##### INFORMATION SHOWN #####

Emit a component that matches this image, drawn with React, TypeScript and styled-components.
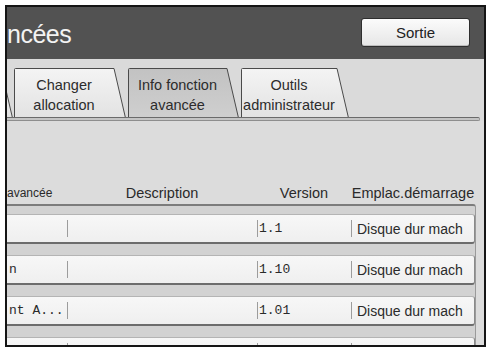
import React, { useId } from 'react';
import styled, { createGlobalStyle } from 'styled-components';

const TABS = [
  { label: ['Changer', 'allocation'], width: 112, active: false },
  { label: ['Info fonction', 'avancée'], width: 111, active: true },
  { label: ['Outils', 'administrateur'], width: 108, active: false },
];

const ROWS = [
  { name: '', version: '1.1', place: 'Disque dur mach' },
  { name: 'n', version: '1.10', place: 'Disque dur mach' },
  { name: 'nt A...', version: '1.01', place: 'Disque dur mach' },
  { name: '', version: '', place: '' },
];

const GlobalStyle = createGlobalStyle`
  body {
    margin: 0;
    background: #ffffff;
    font-family: "Liberation Sans", Arial, sans-serif;
  }
`;

function TabShape({ width, active }: { width: number; active: boolean }) {
  const id = useId().replace(/:/g, '');
  const h = 50;
  return (
    <ShapeSvg width={width} height={h} viewBox={`0 0 ${width} ${h}`}>
      <defs>
        <linearGradient id={id} x1="0" y1="0" x2="0" y2="1">
          <stop offset="0" stopColor={active ? '#c2c2c2' : '#f4f4f4'} />
          <stop offset="1" stopColor={active ? '#cfcfcf' : '#e2e2e2'} />
        </linearGradient>
      </defs>
      <path
        d={`M0.5 ${h} L0.5 1.5 Q0.5 0.5 1.5 0.5 L${width - 12} 0.5 L${width - 0.5} ${h}`}
        fill={`url(#${id})`}
        stroke="#4a4a4a"
        strokeWidth="1"
      />
    </ShapeSvg>
  );
}

export default function App() {
  return (
    <Page>
      <GlobalStyle />
      <Frame>
        <TitleBar>
          <Title>ncées</Title>
          <ExitButton>Sortie</ExitButton>
        </TitleBar>
        <TabArea>
          <TabRow>
            <Tab $width={112} $partial>
              <TabShape width={112} active={false} />
            </Tab>
            {TABS.map((t) => (
              <Tab key={t.label[0]} $width={t.width}>
                <TabShape width={t.width} active={t.active} />
                <TabLabel>
                  <span>{t.label[0]}</span>
                  <span>{t.label[1]}</span>
                </TabLabel>
              </Tab>
            ))}
          </TabRow>
          <TabBar />
        </TabArea>
        <Content>
          <HeaderRow>
            <HeadCell $small>avancée</HeadCell>
            <HeadCell $center>Description</HeadCell>
            <HeadCell $center>Version</HeadCell>
            <HeadCell $center>Emplac.démarrage</HeadCell>
          </HeaderRow>
          <List>
            {ROWS.map((r, i) => (
              <Row key={i}>
                <Cell $mono>{r.name}</Cell>
                <Cell $sep />
                <Cell $sep $mono>
                  {r.version}
                </Cell>
                <Cell $sep $pad={6}>
                  {r.place}
                </Cell>
              </Row>
            ))}
          </List>
        </Content>
      </Frame>
    </Page>
  );
}

const Page = styled.div`
  padding: 5px 0 0 5px;
`;

const Frame = styled.div`
  box-sizing: border-box;
  width: 481px;
  height: 342px;
  border: 2px solid #151515;
  display: flex;
  flex-direction: column;
  overflow: hidden;
  background: #dcdcdc;
`;

const TitleBar = styled.div`
  height: 52px;
  flex: none;
  background: #525252;
  display: flex;
  align-items: center;
  justify-content: space-between;
  padding-right: 14px;
  overflow: hidden;
`;

const Title = styled.div`
  margin-left: 0;
  margin-top: 3px;
  font-size: 25px;
  color: #f3f3f3;
  letter-spacing: -0.5px;
`;

const ExitButton = styled.button`
  width: 109px;
  height: 29px;
  margin-top: -1px;
  border: 1px solid #2e2e2e;
  border-radius: 3px;
  background: linear-gradient(#fbfbfb, #e6e6e6);
  box-shadow: inset 0 -1px 0 #bdbdbd;
  font-family: "Liberation Sans", Arial, sans-serif;
  font-size: 15px;
  color: #222;
  padding: 0;
`;

const TabArea = styled.div`
  flex: none;
  padding-top: 9px;
  background: #dadada;
`;

const TabRow = styled.div`
  display: flex;
  gap: 2px;
  height: 49px;
  overflow: hidden;
`;

const Tab = styled.div<{ $width: number; $partial?: boolean }>`
  position: relative;
  flex: none;
  width: ${(p) => p.$width}px;
  height: 50px;
  margin-left: ${(p) => (p.$partial ? -106 : 0)}px;
  margin-right: ${(p) => (p.$partial ? -1 : 0)}px;
`;

const ShapeSvg = styled.svg`
  position: absolute;
  left: 0;
  top: 0;
  display: block;
`;

const TabLabel = styled.div`
  position: relative;
  display: flex;
  flex-direction: column;
  align-items: center;
  padding: 7px 12px 0 0;
  font-size: 14.5px;
  line-height: 20px;
  color: #2c2c2c;
  white-space: nowrap;
`;

const TabBar = styled.div`
  height: 2px;
  width: 472px;
  border-top: 1px solid #6a6a6a;
  border-bottom: 1px solid #8e8e8e;
  border-right: 1px solid #8e8e8e;
  border-radius: 0 3px 3px 0;
  background: #c4c4c4;
`;

const Content = styled.div`
  flex: 1;
  min-height: 0;
  overflow: hidden;
  padding-top: 62px;
`;

const grid = `
  display: grid;
  grid-template-columns: 60px 190px 94px 124px;
  width: 468px;
`;

const HeaderRow = styled.div`
  ${grid}
  height: 20px;
  align-items: center;
`;

const HeadCell = styled.div<{ $center?: boolean; $small?: boolean }>`
  text-align: ${(p) => (p.$center ? 'center' : 'left')};
  font-size: ${(p) => (p.$small ? 12 : 14.5)}px;
  color: #2a2a2a;
  white-space: nowrap;
`;

const List = styled.div`
  margin-top: 1px;
  width: 468px;
  border-top: 2px solid #7c7c7c;
  border-right: 1px solid #9a9a9a;
  border-radius: 0 3px 0 0;
  background: #d2d2d2;
  padding-top: 8px;
  display: flex;
  flex-direction: column;
  gap: 11px;
`;

const Row = styled.div`
  ${grid}
  box-sizing: border-box;
  height: 30px;
  background: linear-gradient(#f7f7f7, #efefef);
  border-top: 1px solid #b4b4b4;
  border-right: 1px solid #8a8a8a;
  border-bottom: 2px solid #6c6c6c;
  border-radius: 0 3px 3px 0;
  align-items: center;
`;

const Cell = styled.div<{ $sep?: boolean; $mono?: boolean; $pad?: number }>`
  position: relative;
  height: 100%;
  display: flex;
  align-items: center;
  padding-left: ${(p) => p.$pad ?? 2}px;
  font-family: ${(p) =>
    p.$mono ? '"Liberation Mono", "DejaVu Sans Mono", monospace' : '"Liberation Sans", Arial, sans-serif'};
  font-size: ${(p) => (p.$mono ? 13 : 14)}px;
  color: #2a2a2a;
  white-space: nowrap;
  overflow: hidden;

  &::before {
    content: '';
    display: ${(p) => (p.$sep ? 'block' : 'none')};
    position: absolute;
    left: 0;
    top: 5px;
    bottom: 5px;
    width: 1px;
    background: #9c9c9c;
  }
`;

#####

Give only the number of lines in the data that hold the word "React".

**RESULT:**
2